Marc Metzer is now the egg man. After a crack at the corporate world, his entry into his family’s third-generation waterfowl hatchery at Metzer Farms in Gonzales has him happily singing a quirky tune.
I am he as you are he as you are me
And we are all together
You can tack on a “goo goo g’joob” for good measure.
“Farming is something I’ve always wanted to do,” said Metzer. “Now that I’m back on the farm it is exciting taking on this family tradition and creating a new dimension to it.”
That new dimension involves fresh duck egg sales under the sub-brand Olinday Farms, named after his late grandfather Olin Metzer, who landed in the Salinas Valley in the 1960s from rural Montana. Olin’s first purchase upon arrival?
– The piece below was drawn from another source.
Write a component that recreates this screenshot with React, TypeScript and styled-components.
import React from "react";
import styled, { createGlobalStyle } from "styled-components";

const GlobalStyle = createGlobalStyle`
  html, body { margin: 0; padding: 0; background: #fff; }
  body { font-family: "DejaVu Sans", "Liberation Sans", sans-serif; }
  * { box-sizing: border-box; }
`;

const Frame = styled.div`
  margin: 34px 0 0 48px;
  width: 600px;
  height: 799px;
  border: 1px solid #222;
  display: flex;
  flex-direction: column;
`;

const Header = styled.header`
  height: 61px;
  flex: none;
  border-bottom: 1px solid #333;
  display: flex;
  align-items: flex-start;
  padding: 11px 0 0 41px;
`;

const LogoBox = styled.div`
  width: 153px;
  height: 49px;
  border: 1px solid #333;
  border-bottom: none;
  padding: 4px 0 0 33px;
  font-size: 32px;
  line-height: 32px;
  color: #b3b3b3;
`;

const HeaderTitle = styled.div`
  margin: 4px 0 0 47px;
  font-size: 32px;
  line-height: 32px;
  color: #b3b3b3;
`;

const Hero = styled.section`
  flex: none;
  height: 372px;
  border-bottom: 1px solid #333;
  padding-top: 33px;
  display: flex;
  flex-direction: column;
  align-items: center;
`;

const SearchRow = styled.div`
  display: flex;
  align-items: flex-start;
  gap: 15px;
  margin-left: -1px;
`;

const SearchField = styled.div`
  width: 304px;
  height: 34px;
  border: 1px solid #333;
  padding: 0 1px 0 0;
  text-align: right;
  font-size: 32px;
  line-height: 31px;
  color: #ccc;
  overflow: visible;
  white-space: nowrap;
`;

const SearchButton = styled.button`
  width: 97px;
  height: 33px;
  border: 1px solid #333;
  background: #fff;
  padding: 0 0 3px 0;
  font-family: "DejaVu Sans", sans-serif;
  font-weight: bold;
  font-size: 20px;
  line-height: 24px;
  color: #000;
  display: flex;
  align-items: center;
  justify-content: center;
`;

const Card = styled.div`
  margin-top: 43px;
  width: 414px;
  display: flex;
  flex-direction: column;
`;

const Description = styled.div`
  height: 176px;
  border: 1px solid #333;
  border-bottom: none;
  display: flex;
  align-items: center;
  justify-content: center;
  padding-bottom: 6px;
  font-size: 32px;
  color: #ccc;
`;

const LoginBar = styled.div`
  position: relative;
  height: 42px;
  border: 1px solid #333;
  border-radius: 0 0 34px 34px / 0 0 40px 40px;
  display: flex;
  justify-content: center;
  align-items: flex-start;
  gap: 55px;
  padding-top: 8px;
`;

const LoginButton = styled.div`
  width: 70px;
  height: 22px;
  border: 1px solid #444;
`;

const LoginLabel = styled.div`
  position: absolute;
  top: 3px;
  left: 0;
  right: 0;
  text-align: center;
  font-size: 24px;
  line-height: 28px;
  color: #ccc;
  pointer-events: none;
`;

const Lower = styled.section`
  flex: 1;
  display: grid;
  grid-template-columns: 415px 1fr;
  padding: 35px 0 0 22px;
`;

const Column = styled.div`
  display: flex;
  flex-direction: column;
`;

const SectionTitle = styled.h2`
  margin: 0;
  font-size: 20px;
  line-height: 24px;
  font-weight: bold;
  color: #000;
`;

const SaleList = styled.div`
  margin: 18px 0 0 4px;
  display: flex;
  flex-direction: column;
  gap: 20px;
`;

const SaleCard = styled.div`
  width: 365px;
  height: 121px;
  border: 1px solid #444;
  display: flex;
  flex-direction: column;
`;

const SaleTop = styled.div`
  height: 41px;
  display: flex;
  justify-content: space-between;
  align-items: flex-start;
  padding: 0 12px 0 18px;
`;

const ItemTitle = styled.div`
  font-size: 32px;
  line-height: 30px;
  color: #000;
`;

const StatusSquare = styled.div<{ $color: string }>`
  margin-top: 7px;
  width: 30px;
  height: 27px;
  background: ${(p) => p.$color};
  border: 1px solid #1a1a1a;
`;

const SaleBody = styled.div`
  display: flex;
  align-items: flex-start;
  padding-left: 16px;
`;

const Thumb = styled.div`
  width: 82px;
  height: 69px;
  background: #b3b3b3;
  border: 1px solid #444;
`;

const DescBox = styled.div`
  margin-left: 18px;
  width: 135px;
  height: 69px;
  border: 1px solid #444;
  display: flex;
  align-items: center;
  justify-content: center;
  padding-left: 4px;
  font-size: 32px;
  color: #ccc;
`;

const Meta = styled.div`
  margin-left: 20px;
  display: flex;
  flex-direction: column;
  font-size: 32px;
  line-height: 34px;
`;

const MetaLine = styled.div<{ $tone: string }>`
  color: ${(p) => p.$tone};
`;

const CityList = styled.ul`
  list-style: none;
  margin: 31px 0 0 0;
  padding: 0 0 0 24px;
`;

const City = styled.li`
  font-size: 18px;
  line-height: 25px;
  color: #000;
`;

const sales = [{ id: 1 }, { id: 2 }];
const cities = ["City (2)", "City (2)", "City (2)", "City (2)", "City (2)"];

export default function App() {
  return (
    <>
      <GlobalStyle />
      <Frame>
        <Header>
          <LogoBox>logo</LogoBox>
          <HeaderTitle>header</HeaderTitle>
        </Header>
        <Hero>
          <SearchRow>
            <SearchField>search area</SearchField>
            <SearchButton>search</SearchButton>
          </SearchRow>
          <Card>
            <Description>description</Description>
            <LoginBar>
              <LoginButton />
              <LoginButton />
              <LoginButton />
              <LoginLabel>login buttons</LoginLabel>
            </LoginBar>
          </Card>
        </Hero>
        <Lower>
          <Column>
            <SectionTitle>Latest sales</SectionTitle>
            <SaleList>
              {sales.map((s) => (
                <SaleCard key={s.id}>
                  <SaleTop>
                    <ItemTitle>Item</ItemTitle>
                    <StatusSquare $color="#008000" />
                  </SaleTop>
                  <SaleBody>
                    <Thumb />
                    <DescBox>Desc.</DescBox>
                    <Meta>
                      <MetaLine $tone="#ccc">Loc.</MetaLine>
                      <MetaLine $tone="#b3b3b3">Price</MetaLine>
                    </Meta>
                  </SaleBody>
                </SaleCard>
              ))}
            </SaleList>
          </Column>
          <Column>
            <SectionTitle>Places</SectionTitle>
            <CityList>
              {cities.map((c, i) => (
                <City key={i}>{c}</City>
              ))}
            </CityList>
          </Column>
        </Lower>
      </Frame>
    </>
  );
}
A badelynge of ducks.
No, he was not a quack, although everyone called him Doc — not for his medical prowess but for his knowledge of the language. He taught English to high school students in and around Gonzales, and extended those lessons to migrant workers on weekends.
In his spare time Olin tended to his large garden, with the help of his ducks, of course, who ate pesky snails and pooped in all the right places.
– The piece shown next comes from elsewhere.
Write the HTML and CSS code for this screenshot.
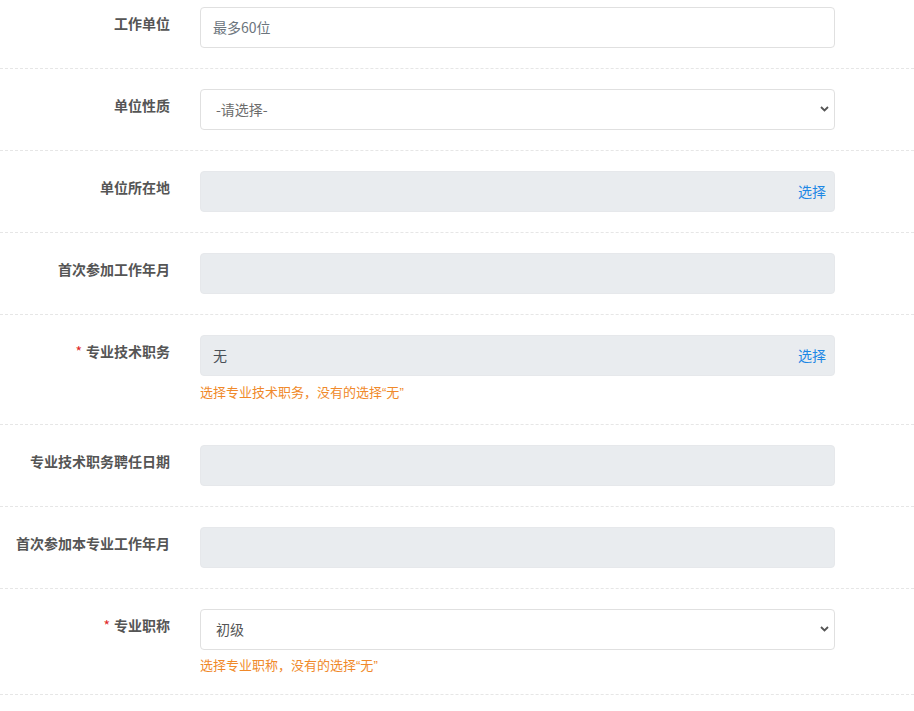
FILE: index.html
```html
<!DOCTYPE html>
<html lang="zh-CN">
<head>
<meta charset="utf-8">
<title>表单</title>
<link rel="stylesheet" href="styles.css">
</head>
<body>
<form class="form">
  <div class="row">
    <label class="label">工作单位</label>
    <div class="field">
      <input class="control" type="text" placeholder="最多60位">
    </div>
  </div>
  <div class="row">
    <label class="label">单位性质</label>
    <div class="field">
      <div class="select-wrap">
        <select class="control select"><option>-请选择-</option></select>
        <svg class="chev" width="9" height="6" viewBox="0 0 9 6"><path d="M1 1 L4.5 4.5 L8 1" fill="none" stroke="#555" stroke-width="1.8"/></svg>
      </div>
    </div>
  </div>
  <div class="row">
    <label class="label">单位所在地</label>
    <div class="field">
      <div class="control disabled"><span class="value"></span><span class="pick">选择</span></div>
    </div>
  </div>
  <div class="row">
    <label class="label">首次参加工作年月</label>
    <div class="field">
      <div class="control disabled"></div>
    </div>
  </div>
  <div class="row">
    <label class="label"><span class="req">*</span>专业技术职务</label>
    <div class="field">
      <div class="control disabled"><span class="value">无</span><span class="pick">选择</span></div>
      <div class="hint hint-a">选择专业技术职务，没有的选择<span class="q">“</span>无<span class="q">”</span></div>
    </div>
  </div>
  <div class="row">
    <label class="label">专业技术职务聘任日期</label>
    <div class="field">
      <div class="control disabled"></div>
    </div>
  </div>
  <div class="row">
    <label class="label">首次参加本专业工作年月</label>
    <div class="field">
      <div class="control disabled"></div>
    </div>
  </div>
  <div class="row">
    <label class="label"><span class="req">*</span>专业职称</label>
    <div class="field">
      <div class="select-wrap">
        <select class="control select value-sel"><option>初级</option></select>
        <svg class="chev" width="9" height="6" viewBox="0 0 9 6"><path d="M1 1 L4.5 4.5 L8 1" fill="none" stroke="#555" stroke-width="1.8"/></svg>
      </div>
      <div class="hint hint-b">选择专业职称，没有的选择<span class="q">“</span>无<span class="q">”</span></div>
    </div>
  </div>
</form>
</body>
</html>
```

FILE: styles.css
```css
* { box-sizing: border-box; }
html, body {
  margin: 0;
  padding: 0;
  background: #fff;
  font-family: "Noto Sans CJK SC", "Microsoft YaHei", sans-serif;
  font-size: 14px;
  color: #495057;
  overflow: hidden;
}
.form {
  margin-top: -13px;
}
.row {
  display: flex;
  gap: 30px;
  padding: 20px 0;
  border-bottom: 1px dashed #e6e6e6;
}
.label {
  flex: 0 0 170px;
  text-align: right;
  font-weight: bold;
  font-size: 14px;
  color: #555;
  padding-top: 6px;
  line-height: 21px;
  white-space: nowrap;
}
.req {
  color: #e02828;
  font-weight: normal;
  margin-right: 4px;
}
.field {
  flex: 0 0 635px;
  display: flex;
  flex-direction: column;
}
.control {
  display: flex;
  align-items: center;
  justify-content: space-between;
  width: 635px;
  height: 41px;
  border: 1px solid #e0e0e0;
  border-radius: 4px;
  padding: 0 8px 2px 12px;
  font-family: inherit;
  font-size: 14px;
  color: #495057;
  background: #fff;
  outline: none;
}
.control::placeholder { color: #6c757d; }
.disabled {
  background: #e9ecef;
  border-color: #e6e8eb;
}
.pick {
  color: #1e88e5;
}
.select-wrap { position: relative; }
.select {
  appearance: none;
  -webkit-appearance: none;
  padding-left: 15px;
  color: #6c6c6c;
}
.value-sel { color: #555; }
.chev {
  position: absolute;
  right: 6px;
  top: 17px;
  pointer-events: none;
}
.hint {
  color: #f0892a;
  font-size: 13px;
  line-height: 20px;
}
.q { font-family: "Liberation Sans", sans-serif; }
.hint-a { margin-top: 6px; padding-bottom: 1px; }
.hint-b { margin-top: 5px; margin-bottom: -2px; }
```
With the help of his son John, the proud owner of an ink-still-wet Animal Science diploma from UC Davis, Olin launched Metzer Farms in 1972.
Today it’s the premier waterfowl hatchery in the country, managing nearly 20 breeds of ducks (along with geese, some chickens and game fowl), selling and shipping live hatchlings to both hobbyists and meat purveyors all over the country. Each day USPS trucks haul away tens of thousands of barely waddling, fuzzy young ducklings inside carefully packaged containers.
Through a generational influence from Marc, the farm now utilizes technology in incubators and software to manage the orders. And now — following five years spent moving up the corporate ladder at Taylor Farms in Salinas — Marc Metzer has sensed a growing duck egg market.
He vividly recalls fond childhood memories eating Grandma Metzer’s deviled duck eggs, and still makes his dad’s famous duck yolk French toast on weekends.
The plan was for John to slowly retire and have his son gradually take over some of his duties. “Since then, we’ve bought a second ranch, doubled our hatching capacity, and created Olinday Farms,” Marc said. “Things aren’t going as initially planned but we are all very happy about it.”
Metzer has made it his mission — with the help of local chefs — to turn us all into duck-egg lovers. He has begun dropping off samples of Olinday duck eggs to local restaurants in Carmel, Carmel Valley and Monterey, and several have already added the eggs to their menus.
The Big Sur Bakery features Olinday duck eggs in its pappardelle pasta with grilled tuna, chef Chris Vacca at California Market at Pacific’s Edge added a scotch duck egg to his tasting menu, chef Ron Mendoza of Revival in Monterey has added a olive oil duck egg ice cream, and chef E.J. Jimenez of Rancho Cielo’s Drummond Academy served 1,000 servings of huevos rancheros (with poached duck eggs) at the Salinas Valley Food and Wine (look for duck eggs on Rancho Cielo’s fall menu).
Jimenez calls Olinday duck eggs “real food, so natural and beautiful,” he said. “I love that they are not all the same exact color or shape.”
He appreciates that duck eggs have a richer quality than chicken eggs, with a higher ratio of yolk to albumen (the white part).
“Duck eggs achieve fuller, richer flavor with a creamy taste,” Metzer said. “They have a lower water content than chicken eggs, so they have a greater concentration of vitamins and minerals per serving and are more nutrient dense.”